Output each line exactly as it appears, skipping any embedded picture.
>>
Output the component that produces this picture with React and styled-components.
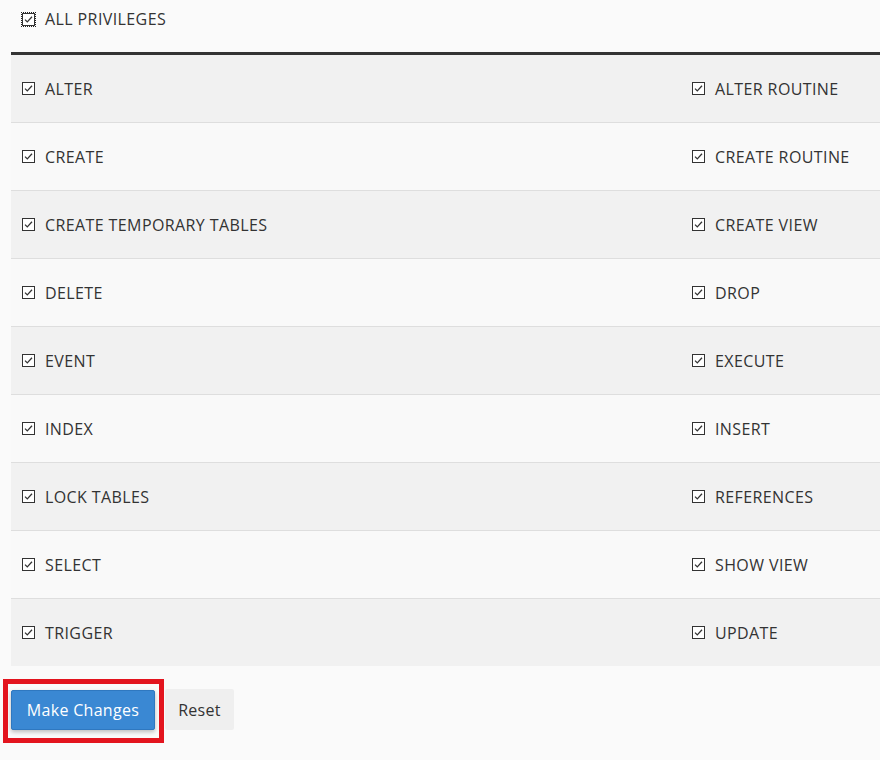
import React from 'react';
import styled, { createGlobalStyle } from 'styled-components';

const GlobalStyle = createGlobalStyle`
  html, body {
    margin: 0;
    padding: 0;
    background: #fafafa;
    overflow: hidden;
  }
  body {
    font-family: "Open Sans", "DejaVu Sans", sans-serif;
    color: #333;
  }
`;

const PRIVILEGES = [
    ['ALTER', 'ALTER ROUTINE'],
    ['CREATE', 'CREATE ROUTINE'],
    ['CREATE TEMPORARY TABLES', 'CREATE VIEW'],
    ['DELETE', 'DROP'],
    ['EVENT', 'EXECUTE'],
    ['INDEX', 'INSERT'],
    ['LOCK TABLES', 'REFERENCES'],
    ['SELECT', 'SHOW VIEW'],
    ['TRIGGER', 'UPDATE'],
];

function CheckIcon() {
    return (
        <svg width="13" height="13" viewBox="0 0 13 13">
            <rect x="0.5" y="0.5" width="12" height="12" fill="#fff" stroke="#333" strokeWidth="1" />
            <path d="M3 6.6 L5.3 8.9 L10 3.8" fill="none" stroke="#333" strokeWidth="1.3" />
        </svg>
    );
}

function Check({ label, focused }) {
    return (
        <Label>
            <Box $focused={focused}><CheckIcon /></Box>
            {label}
        </Label>
    );
}

function App() {
    return (
        <Page>
            <GlobalStyle />
            <Header>
                <Check label="ALL PRIVILEGES" focused />
            </Header>
            <Table>
                {PRIVILEGES.map(([left, right], i) => (
                    <Row key={left} $odd={i % 2 === 0} $first={i === 0}>
                        <Cell><Check label={left} /></Cell>
                        <Cell><Check label={right} /></Cell>
                    </Row>
                ))}
            </Table>
            <Actions>
                <Highlight>
                    <PrimaryButton type="button">Make Changes</PrimaryButton>
                    <RedFrame />
                </Highlight>
                <PlainButton type="button">Reset</PlainButton>
            </Actions>
        </Page>
    );
}

export default App;

const Page = styled.div`
  padding-left: 11px;
  min-height: 760px;
`;

const Header = styled.div`
  height: 52px;
  box-sizing: border-box;
  padding: 8px 0 0 11px;
`;

const Label = styled.label`
  display: flex;
  align-items: center;
  gap: 10px;
  font-size: 16px;
  line-height: 22px;
  letter-spacing: 0.4px;
  color: #333;
  white-space: nowrap;
`;

const Box = styled.span`
  display: inline-flex;
  width: 13px;
  height: 13px;
  outline: ${p => (p.$focused ? '1px dotted #222' : 'none')};
  outline-offset: 0;
`;

const Table = styled.div`
  border-top: 3px solid #333;
`;

const Row = styled.div`
  display: grid;
  grid-template-columns: 670px 1fr;
  height: ${p => (p.$first ? '67px' : '68px')};
  box-sizing: border-box;
  background: ${p => (p.$odd ? '#f1f1f1' : '#f9f9f9')};
  border-top: ${p => (p.$first ? 'none' : '1px solid #dedede')};
`;

const Cell = styled.div`
  display: flex;
  align-items: center;
  padding-left: 11px;
`;

const Actions = styled.div`
  display: flex;
  align-items: flex-start;
  margin-top: 24px;
`;

const Highlight = styled.div`
  position: relative;
`;

const RedFrame = styled.div`
  position: absolute;
  top: -11px;
  left: -8px;
  right: -9px;
  bottom: -13px;
  border: 5px solid #e3141e;
  pointer-events: none;
`;

const PrimaryButton = styled.button`
  width: 144px;
  height: 40px;
  padding: 0;
  border: 1px solid #2f78c0;
  border-radius: 2px;
  background: #3a88d3;
  color: #fff;
  font-family: "Open Sans", "DejaVu Sans", sans-serif;
  font-size: 16px;
  letter-spacing: 0.3px;
  box-shadow: 0 2px 4px rgba(0, 0, 0, 0.25);
  cursor: pointer;
`;

const PlainButton = styled.button`
  margin-left: 10px;
  margin-top: -1px;
  width: 69px;
  height: 41px;
  padding: 0;
  border: none;
  border-radius: 2px;
  background: #efefef;
  color: #333;
  font-family: "Open Sans", "DejaVu Sans", sans-serif;
  font-size: 16px;
  letter-spacing: 0.3px;
  cursor: pointer;
`;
<<
- [TASK SOLUTION]
Output the component that produces this picture with React and styled-components.
import React from 'react';
import styled, { createGlobalStyle } from 'styled-components';

const GlobalStyle = createGlobalStyle`
  html, body {
    margin: 0;
    padding: 0;
    background: #fafafa;
    overflow: hidden;
  }
  body {
    font-family: "Open Sans", "DejaVu Sans", sans-serif;
    color: #333;
  }
`;

const PRIVILEGES = [
    ['ALTER', 'ALTER ROUTINE'],
    ['CREATE', 'CREATE ROUTINE'],
    ['CREATE TEMPORARY TABLES', 'CREATE VIEW'],
    ['DELETE', 'DROP'],
    ['EVENT', 'EXECUTE'],
    ['INDEX', 'INSERT'],
    ['LOCK TABLES', 'REFERENCES'],
    ['SELECT', 'SHOW VIEW'],
    ['TRIGGER', 'UPDATE'],
];

function CheckIcon() {
    return (
        <svg width="13" height="13" viewBox="0 0 13 13">
            <rect x="0.5" y="0.5" width="12" height="12" fill="#fff" stroke="#333" strokeWidth="1" />
            <path d="M3 6.6 L5.3 8.9 L10 3.8" fill="none" stroke="#333" strokeWidth="1.3" />
        </svg>
    );
}

function Check({ label, focused }) {
    return (
        <Label>
            <Box $focused={focused}><CheckIcon /></Box>
            {label}
        </Label>
    );
}

function App() {
    return (
        <Page>
            <GlobalStyle />
            <Header>
                <Check label="ALL PRIVILEGES" focused />
            </Header>
            <Table>
                {PRIVILEGES.map(([left, right], i) => (
                    <Row key={left} $odd={i % 2 === 0} $first={i === 0}>
                        <Cell><Check label={left} /></Cell>
                        <Cell><Check label={right} /></Cell>
                    </Row>
                ))}
            </Table>
            <Actions>
                <Highlight>
                    <PrimaryButton type="button">Make Changes</PrimaryButton>
                    <RedFrame />
                </Highlight>
                <PlainButton type="button">Reset</PlainButton>
            </Actions>
        </Page>
    );
}

export default App;

const Page = styled.div`
  padding-left: 11px;
  min-height: 760px;
`;

const Header = styled.div`
  height: 52px;
  box-sizing: border-box;
  padding: 8px 0 0 11px;
`;

const Label = styled.label`
  display: flex;
  align-items: center;
  gap: 10px;
  font-size: 16px;
  line-height: 22px;
  letter-spacing: 0.4px;
  color: #333;
  white-space: nowrap;
`;

const Box = styled.span`
  display: inline-flex;
  width: 13px;
  height: 13px;
  outline: ${p => (p.$focused ? '1px dotted #222' : 'none')};
  outline-offset: 0;
`;

const Table = styled.div`
  border-top: 3px solid #333;
`;

const Row = styled.div`
  display: grid;
  grid-template-columns: 670px 1fr;
  height: ${p => (p.$first ? '67px' : '68px')};
  box-sizing: border-box;
  background: ${p => (p.$odd ? '#f1f1f1' : '#f9f9f9')};
  border-top: ${p => (p.$first ? 'none' : '1px solid #dedede')};
`;

const Cell = styled.div`
  display: flex;
  align-items: center;
  padding-left: 11px;
`;

const Actions = styled.div`
  display: flex;
  align-items: flex-start;
  margin-top: 24px;
`;

const Highlight = styled.div`
  position: relative;
`;

const RedFrame = styled.div`
  position: absolute;
  top: -11px;
  left: -8px;
  right: -9px;
  bottom: -13px;
  border: 5px solid #e3141e;
  pointer-events: none;
`;

const PrimaryButton = styled.button`
  width: 144px;
  height: 40px;
  padding: 0;
  border: 1px solid #2f78c0;
  border-radius: 2px;
  background: #3a88d3;
  color: #fff;
  font-family: "Open Sans", "DejaVu Sans", sans-serif;
  font-size: 16px;
  letter-spacing: 0.3px;
  box-shadow: 0 2px 4px rgba(0, 0, 0, 0.25);
  cursor: pointer;
`;

const PlainButton = styled.button`
  margin-left: 10px;
  margin-top: -1px;
  width: 69px;
  height: 41px;
  padding: 0;
  border: none;
  border-radius: 2px;
  background: #efefef;
  color: #333;
  font-family: "Open Sans", "DejaVu Sans", sans-serif;
  font-size: 16px;
  letter-spacing: 0.3px;
  cursor: pointer;
`;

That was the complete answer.